Exercise description => Print the listing as it stands, omitting all images.
[Start Collected material]
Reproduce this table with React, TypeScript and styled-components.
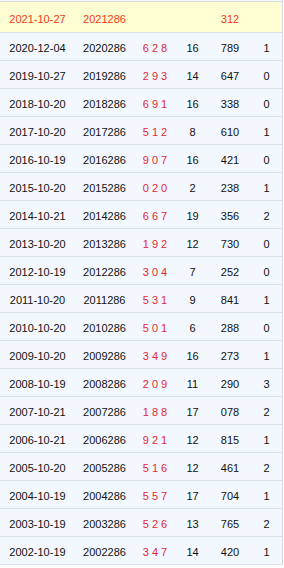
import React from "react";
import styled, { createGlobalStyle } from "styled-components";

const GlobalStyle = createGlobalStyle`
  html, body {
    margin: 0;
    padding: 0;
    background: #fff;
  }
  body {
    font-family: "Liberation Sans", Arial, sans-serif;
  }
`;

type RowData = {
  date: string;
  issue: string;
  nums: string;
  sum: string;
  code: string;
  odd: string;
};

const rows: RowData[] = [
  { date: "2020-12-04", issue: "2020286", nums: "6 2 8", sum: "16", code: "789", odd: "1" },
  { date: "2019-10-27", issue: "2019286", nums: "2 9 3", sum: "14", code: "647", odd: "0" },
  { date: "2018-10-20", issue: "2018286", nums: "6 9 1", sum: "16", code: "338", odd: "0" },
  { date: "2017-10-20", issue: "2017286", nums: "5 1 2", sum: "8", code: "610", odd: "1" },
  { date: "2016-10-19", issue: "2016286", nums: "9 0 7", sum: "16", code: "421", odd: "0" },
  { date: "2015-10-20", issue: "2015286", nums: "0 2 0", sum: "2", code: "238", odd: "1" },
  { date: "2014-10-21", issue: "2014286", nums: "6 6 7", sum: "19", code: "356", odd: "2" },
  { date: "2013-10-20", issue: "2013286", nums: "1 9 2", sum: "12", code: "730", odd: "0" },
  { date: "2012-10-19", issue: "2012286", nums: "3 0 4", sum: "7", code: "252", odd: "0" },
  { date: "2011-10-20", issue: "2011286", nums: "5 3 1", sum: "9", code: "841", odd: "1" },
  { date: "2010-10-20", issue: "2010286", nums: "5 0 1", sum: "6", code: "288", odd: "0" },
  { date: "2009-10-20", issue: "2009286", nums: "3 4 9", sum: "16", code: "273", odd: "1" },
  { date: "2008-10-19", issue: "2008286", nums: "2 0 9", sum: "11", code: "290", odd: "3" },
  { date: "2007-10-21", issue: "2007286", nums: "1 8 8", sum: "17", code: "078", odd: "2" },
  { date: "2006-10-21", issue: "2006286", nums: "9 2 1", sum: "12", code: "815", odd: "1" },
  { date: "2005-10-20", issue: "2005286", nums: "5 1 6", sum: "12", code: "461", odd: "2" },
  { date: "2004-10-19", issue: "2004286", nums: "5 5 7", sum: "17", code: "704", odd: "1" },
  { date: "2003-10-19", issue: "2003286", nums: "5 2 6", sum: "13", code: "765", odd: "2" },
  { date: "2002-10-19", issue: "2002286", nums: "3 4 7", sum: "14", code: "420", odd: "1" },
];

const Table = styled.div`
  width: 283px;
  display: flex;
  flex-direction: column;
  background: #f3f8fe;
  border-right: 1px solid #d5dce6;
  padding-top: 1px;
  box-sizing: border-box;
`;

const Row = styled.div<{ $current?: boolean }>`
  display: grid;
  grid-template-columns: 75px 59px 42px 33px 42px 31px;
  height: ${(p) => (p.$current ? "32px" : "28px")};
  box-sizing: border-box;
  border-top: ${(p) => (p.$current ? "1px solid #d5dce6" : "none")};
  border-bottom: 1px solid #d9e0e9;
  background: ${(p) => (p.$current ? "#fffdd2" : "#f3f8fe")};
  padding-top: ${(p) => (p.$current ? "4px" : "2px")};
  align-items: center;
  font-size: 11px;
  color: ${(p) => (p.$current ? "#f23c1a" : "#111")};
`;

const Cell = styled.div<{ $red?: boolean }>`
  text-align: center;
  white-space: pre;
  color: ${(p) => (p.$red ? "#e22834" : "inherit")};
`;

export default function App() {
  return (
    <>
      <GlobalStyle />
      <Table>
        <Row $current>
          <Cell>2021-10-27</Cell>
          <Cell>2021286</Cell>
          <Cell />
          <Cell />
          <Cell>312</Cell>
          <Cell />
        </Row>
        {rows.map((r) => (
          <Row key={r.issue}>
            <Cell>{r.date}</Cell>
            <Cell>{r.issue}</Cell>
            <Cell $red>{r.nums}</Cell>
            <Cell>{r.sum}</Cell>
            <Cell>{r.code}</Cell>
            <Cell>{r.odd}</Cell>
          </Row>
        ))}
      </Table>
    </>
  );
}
[End Collected material]
Result =>
Reproduce this table with React, TypeScript and styled-components.
import React from "react";
import styled, { createGlobalStyle } from "styled-components";

const GlobalStyle = createGlobalStyle`
  html, body {
    margin: 0;
    padding: 0;
    background: #fff;
  }
  body {
    font-family: "Liberation Sans", Arial, sans-serif;
  }
`;

type RowData = {
  date: string;
  issue: string;
  nums: string;
  sum: string;
  code: string;
  odd: string;
};

const rows: RowData[] = [
  { date: "2020-12-04", issue: "2020286", nums: "6 2 8", sum: "16", code: "789", odd: "1" },
  { date: "2019-10-27", issue: "2019286", nums: "2 9 3", sum: "14", code: "647", odd: "0" },
  { date: "2018-10-20", issue: "2018286", nums: "6 9 1", sum: "16", code: "338", odd: "0" },
  { date: "2017-10-20", issue: "2017286", nums: "5 1 2", sum: "8", code: "610", odd: "1" },
  { date: "2016-10-19", issue: "2016286", nums: "9 0 7", sum: "16", code: "421", odd: "0" },
  { date: "2015-10-20", issue: "2015286", nums: "0 2 0", sum: "2", code: "238", odd: "1" },
  { date: "2014-10-21", issue: "2014286", nums: "6 6 7", sum: "19", code: "356", odd: "2" },
  { date: "2013-10-20", issue: "2013286", nums: "1 9 2", sum: "12", code: "730", odd: "0" },
  { date: "2012-10-19", issue: "2012286", nums: "3 0 4", sum: "7", code: "252", odd: "0" },
  { date: "2011-10-20", issue: "2011286", nums: "5 3 1", sum: "9", code: "841", odd: "1" },
  { date: "2010-10-20", issue: "2010286", nums: "5 0 1", sum: "6", code: "288", odd: "0" },
  { date: "2009-10-20", issue: "2009286", nums: "3 4 9", sum: "16", code: "273", odd: "1" },
  { date: "2008-10-19", issue: "2008286", nums: "2 0 9", sum: "11", code: "290", odd: "3" },
  { date: "2007-10-21", issue: "2007286", nums: "1 8 8", sum: "17", code: "078", odd: "2" },
  { date: "2006-10-21", issue: "2006286", nums: "9 2 1", sum: "12", code: "815", odd: "1" },
  { date: "2005-10-20", issue: "2005286", nums: "5 1 6", sum: "12", code: "461", odd: "2" },
  { date: "2004-10-19", issue: "2004286", nums: "5 5 7", sum: "17", code: "704", odd: "1" },
  { date: "2003-10-19", issue: "2003286", nums: "5 2 6", sum: "13", code: "765", odd: "2" },
  { date: "2002-10-19", issue: "2002286", nums: "3 4 7", sum: "14", code: "420", odd: "1" },
];

const Table = styled.div`
  width: 283px;
  display: flex;
  flex-direction: column;
  background: #f3f8fe;
  border-right: 1px solid #d5dce6;
  padding-top: 1px;
  box-sizing: border-box;
`;

const Row = styled.div<{ $current?: boolean }>`
  display: grid;
  grid-template-columns: 75px 59px 42px 33px 42px 31px;
  height: ${(p) => (p.$current ? "32px" : "28px")};
  box-sizing: border-box;
  border-top: ${(p) => (p.$current ? "1px solid #d5dce6" : "none")};
  border-bottom: 1px solid #d9e0e9;
  background: ${(p) => (p.$current ? "#fffdd2" : "#f3f8fe")};
  padding-top: ${(p) => (p.$current ? "4px" : "2px")};
  align-items: center;
  font-size: 11px;
  color: ${(p) => (p.$current ? "#f23c1a" : "#111")};
`;

const Cell = styled.div<{ $red?: boolean }>`
  text-align: center;
  white-space: pre;
  color: ${(p) => (p.$red ? "#e22834" : "inherit")};
`;

export default function App() {
  return (
    <>
      <GlobalStyle />
      <Table>
        <Row $current>
          <Cell>2021-10-27</Cell>
          <Cell>2021286</Cell>
          <Cell />
          <Cell />
          <Cell>312</Cell>
          <Cell />
        </Row>
        {rows.map((r) => (
          <Row key={r.issue}>
            <Cell>{r.date}</Cell>
            <Cell>{r.issue}</Cell>
            <Cell $red>{r.nums}</Cell>
            <Cell>{r.sum}</Cell>
            <Cell>{r.code}</Cell>
            <Cell>{r.odd}</Cell>
          </Row>
        ))}
      </Table>
    </>
  );
}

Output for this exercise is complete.